If you read Simon Reynolds’s excellent essay “Maximal Nation” you’ll know that, in the main, electronic music in the 1990s was “deep/dark/stark”, with some notable exceptions. One such exception was Basement Jaxx, the creative pairing of Felix Buxton and Simon Ratcliffe, forged in cult Brixton club nights. Somehow, they became a pop phenomenon, to the extent that their debut album Remedy, released in 1999, was one of my early musical purchases (My actual first? I subconsciously pestered my parents into buying Michael Jackson’s Dangerous on cassette in 1994).
Remedy had a sweaty album cover that demanded being placed face-down to avoid parental detection, and it also had a singularly obnoxious song on it that might well be seen as the forefather to Reynolds’s “digital maximalism”. “Jump n’ Shout” (see above) has a clattering house beat, incongruous wobbling and kettle-whistling sound effects, and a totally reckless parping lead synth. Did I mention MC Slarta John’s incomprehensible rapping, which vomits all over syntactical conventions?

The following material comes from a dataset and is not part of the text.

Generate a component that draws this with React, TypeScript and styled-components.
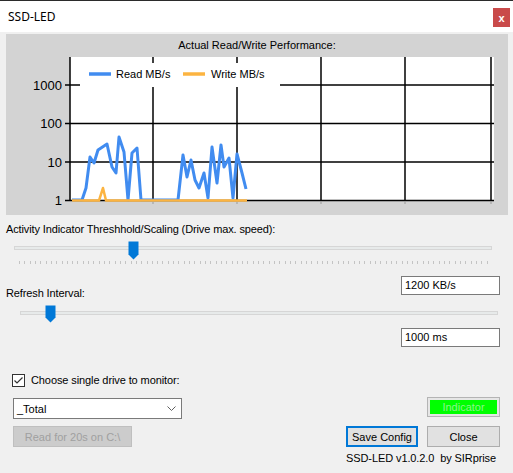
import React from "react";
import styled, { createGlobalStyle } from "styled-components";

const GlobalStyle = createGlobalStyle`
  html, body {
    margin: 0;
    padding: 0;
    background: #f0f0f0;
  }
  body {
    font-family: "Liberation Sans", Arial, sans-serif;
    font-size: 11px;
    color: #000;
  }
`;

const Window = styled.div`
  width: 513px;
  height: 473px;
  box-sizing: border-box;
  border-top: 1px solid #2b2b2b;
  background: #f0f0f0;
  overflow: hidden;
`;

const TitleBar = styled.div`
  height: 31px;
  background: #fff;
  display: flex;
  align-items: center;
  justify-content: space-between;
  padding: 0 3px 0 8px;
`;

const Title = styled.span`
  font-family: "Noto Sans", "Open Sans", sans-serif;
  font-size: 12px;
`;

const CloseX = styled.div`
  width: 17px;
  height: 19px;
  margin-top: 2px;
  background: #c94a4a;
  color: #fff;
  font-size: 11px;
  font-weight: bold;
  display: flex;
  align-items: center;
  justify-content: center;
`;

const ChartPanel = styled.div`
  width: 502px;
  height: 181px;
  margin: 2px 0 0 6px;
  background: #d3d3d3;
  display: flex;
  flex-direction: column;
`;

const ChartTitle = styled.div`
  height: 22px;
  line-height: 22px;
  text-align: center;
`;

const Label = styled.div<{ $top: number }>`
  margin: ${(p) => p.$top}px 0 0 6px;
  line-height: 13px;
  letter-spacing: -0.12px;
`;

const SliderWrap = styled.div<{ $left: number; $pad: number }>`
  position: relative;
  width: 478px;
  margin-left: ${(p) => p.$left}px;
  padding-top: ${(p) => p.$pad}px;
`;

const Track = styled.div`
  height: 4px;
  box-sizing: border-box;
  background: #e7eaea;
  border: 1px solid #d6d6d6;
`;

const Ticks = styled.div<{ $spread?: boolean; $h: number }>`
  display: flex;
  justify-content: ${(p) => (p.$spread ? "space-between" : "flex-start")};
  gap: ${(p) => (p.$spread ? "0" : "48px")};
  height: ${(p) => p.$h}px;
  margin: 11px 4px 0 5px;
`;

const Tick = styled.span<{ $end?: boolean }>`
  width: 1px;
  height: 100%;
  background: #c4c4c4;
  margin-left: ${(p) => (p.$end ? "auto" : "0")};
`;

const Thumb = styled.svg<{ $x: number }>`
  position: absolute;
  left: ${(p) => p.$x}px;
  top: 5px;
`;

const ValueRow = styled.div<{ $top: number }>`
  display: flex;
  justify-content: space-between;
  align-items: flex-end;
  margin-top: ${(p) => p.$top}px;
  padding-right: 13px;
`;

const TextBox = styled.div<{ $bottom?: number }>`
  width: 99px;
  height: 19px;
  box-sizing: border-box;
  margin-left: auto;
  margin-bottom: ${(p) => p.$bottom ?? 0}px;
  border: 1px solid #7a7a7a;
  background: #fff;
  padding: 0 3px;
  line-height: 17px;
`;

const Bottom = styled.div`
  display: flex;
  justify-content: space-between;
  margin-top: 27px;
  padding: 0 13px 0 12px;
`;

const Column = styled.div<{ $end?: boolean }>`
  display: flex;
  flex-direction: column;
  align-items: ${(p) => (p.$end ? "flex-end" : "flex-start")};
`;

const CheckRow = styled.label`
  display: flex;
  align-items: center;
  gap: 6px;
  line-height: 13px;
  letter-spacing: -0.1px;
`;

const CheckBox = styled.span`
  width: 13px;
  height: 13px;
  box-sizing: border-box;
  border: 1px solid #333;
  background: #fff;
  display: flex;
`;

const Combo = styled.div`
  width: 169px;
  height: 21px;
  box-sizing: border-box;
  margin: 11px 0 0 1px;
  border: 1px solid #7a7a7a;
  background: #fff;
  display: flex;
  align-items: center;
  justify-content: space-between;
  padding: 0 5px 0 3px;
`;

const Button = styled.div<{ $w: number; $primary?: boolean; $disabled?: boolean }>`
  width: ${(p) => p.$w}px;
  height: 21px;
  box-sizing: border-box;
  display: flex;
  align-items: center;
  justify-content: center;
  background: ${(p) => (p.$disabled ? "#cccccc" : "#e1e1e1")};
  color: ${(p) => (p.$disabled ? "#a0a0a0" : "#000")};
  border: ${(p) =>
    p.$primary ? "2px solid #0078d7" : p.$disabled ? "1px solid #bfbfbf" : "1px solid #adadad"};
`;

const ReadButton = styled(Button)`
  margin: 7px 0 0 1px;
`;

const Indicator = styled.div`
  width: 73px;
  height: 20px;
  box-sizing: border-box;
  margin-top: 23px;
  border: 1px solid #b4b4b4;
  padding: 2px;
  background: #e6e6e6;
  display: flex;
`;

const IndicatorFill = styled.div`
  flex: 1;
  background: #00ff00;
  color: #8cf58c;
  display: flex;
  align-items: center;
  justify-content: center;
`;

const ButtonRow = styled.div`
  display: flex;
  gap: 9px;
  margin-top: 9px;
`;

const Footer = styled.div`
  margin: 5px 4px 0 0;
  line-height: 13px;
  letter-spacing: -0.1px;
`;

const readA = [
  [72, 200], [82, 200], [86, 188], [90, 157], [94, 163], [98, 150], [107, 144], [112, 167],
  [116, 173], [119, 137], [124, 152], [128, 200], [132, 153], [137, 148], [141, 200], [178, 200],
  [183, 155], [187, 177], [191, 160], [195, 180], [199, 188], [204, 173], [208, 198], [212, 147],
  [217, 183], [221, 145], [224, 167], [229, 158], [233, 198], [237, 154], [242, 173], [246, 189],
];
const writeA = [[72, 200.5], [99, 200.5], [103, 188], [106, 200.5], [247, 200.5]];

const pts = (a: number[][]) => a.map((p) => p.join(",")).join(" ");

const yLabels = [
  { v: "1000", y: 85 },
  { v: "100", y: 123.5 },
  { v: "10", y: 162 },
  { v: "1", y: 200.5 },
];
const xGrid = [153, 237, 321, 405, 491];

const Chart = () => (
  <svg width="502" height="159" viewBox="6 56 502 159">
    <rect x="70" y="57" width="424" height="144" fill="#fff" />
    {yLabels.map((l) => (
      <g key={l.v}>
        <line x1="65" x2="494" y1={l.y} y2={l.y} stroke="#000" strokeWidth="1.5" />
        <text x="62" y={l.y + 4.6} fontSize="13" textAnchor="end" fontFamily="Liberation Sans, Arial, sans-serif">
          {l.v}
        </text>
      </g>
    ))}
    {xGrid.map((x) => (
      <g key={x}>
        <line x1={x} x2={x} y1="57" y2="201" stroke="#000" strokeWidth="1.5" />
        <line x1={x} x2={x} y1="201" y2="204" stroke="#999" strokeWidth="1" />
      </g>
    ))}
    <line x1="70" x2="70" y1="57" y2="201" stroke="#000" strokeWidth="1.5" />
    <rect x="80" y="63" width="200" height="24" fill="#fff" />
    <line x1="89" x2="111" y1="74" y2="74" stroke="#418cf0" strokeWidth="3.5" />
    <text x="116" y="78" fontSize="11" fontFamily="Liberation Sans, Arial, sans-serif">Read MB/s</text>
    <line x1="183" x2="205" y1="74" y2="74" stroke="#fcb441" strokeWidth="3.5" />
    <text x="211" y="78" fontSize="11" fontFamily="Liberation Sans, Arial, sans-serif">Write MB/s</text>
    <polyline points={pts(readA)} fill="none" stroke="#418cf0" strokeWidth="3" strokeLinejoin="round" />
    <polyline points={pts(writeA)} fill="none" stroke="#fcb441" strokeWidth="2.5" strokeLinejoin="round" />
  </svg>
);

const ThumbIcon = ({ x, h }: { x: number; h: number }) => (
  <Thumb $x={x} width="11" height={h} viewBox={`0 0 11 ${h}`}>
    <path d={`M0.5 0.5 H10.5 V${h - 5.5} L5.5 ${h - 0.5} L0.5 ${h - 5.5} Z`} fill="#0078d7" />
  </Thumb>
);

export default function App() {
  const fineTicks = Array.from({ length: 89 }, (_, i) => i);
  const coarseTicks = Array.from({ length: 10 }, (_, i) => i);
  return (
    <Window>
      <GlobalStyle />
      <TitleBar>
        <Title>SSD-LED</Title>
        <CloseX>x</CloseX>
      </TitleBar>

      <ChartPanel>
        <ChartTitle>Actual Read/Write Performance:</ChartTitle>
        <Chart />
      </ChartPanel>

      <Label $top={8}>Activity Indicator Threshhold/Scaling (Drive max. speed):</Label>
      <SliderWrap $left={14} $pad={10}>
        <Track />
        <Ticks $spread $h={3}>
          {fineTicks.map((i) => (
            <Tick key={i} />
          ))}
        </Ticks>
        <ThumbIcon x={114} h={19} />
      </SliderWrap>

      <ValueRow $top={12}>
        <Label $top={0}>Refresh Interval:</Label>
        <TextBox $bottom={5}>1200 KB/s</TextBox>
      </ValueRow>

      <SliderWrap $left={20} $pad={11}>
        <Track />
        <Ticks $h={2}>
          {coarseTicks.map((i) => (
            <Tick key={i} />
          ))}
          <Tick $end />
        </Ticks>
        <ThumbIcon x={25} h={18} />
      </SliderWrap>

      <ValueRow $top={0}>
        <TextBox>1000 ms</TextBox>
      </ValueRow>

      <Bottom>
        <Column>
          <CheckRow>
            <CheckBox>
              <svg width="11" height="11" viewBox="0 0 11 11">
                <path d="M1.5 5.5 L4 8 L9.5 2.5" fill="none" stroke="#333" strokeWidth="1.2" />
              </svg>
            </CheckBox>
            Choose single drive to monitor:
          </CheckRow>
          <Combo>
            <span>_Total</span>
            <svg width="9" height="5" viewBox="0 0 9 5">
              <path d="M0.5 0.5 L4.5 4.5 L8.5 0.5" fill="none" stroke="#606060" strokeWidth="1" />
            </svg>
          </Combo>
          <ReadButton $w={119} $disabled>
            Read for 20s on C:\
          </ReadButton>
        </Column>
        <Column $end>
          <Indicator>
            <IndicatorFill>Indicator</IndicatorFill>
          </Indicator>
          <ButtonRow>
            <Button $w={72} $primary>
              Save Config
            </Button>
            <Button $w={73}>Close</Button>
          </ButtonRow>
          <Footer>SSD-LED v1.0.2.0&nbsp; by SIRprise</Footer>
        </Column>
      </Bottom>
    </Window>
  );
}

Somehow, in spite of the panoply of competing elements (there’s even a beautiful, eastern-sounding melody buried somewhere deep in the mix), Buxton and Ratcliffe pull it off. The song is so ridiculous, you can’t help but fall for its charms. Call it the ADHD puppy that’s simultaneously yelping, biting, scratching and urinating on your leg, which you nonetheless take into your home.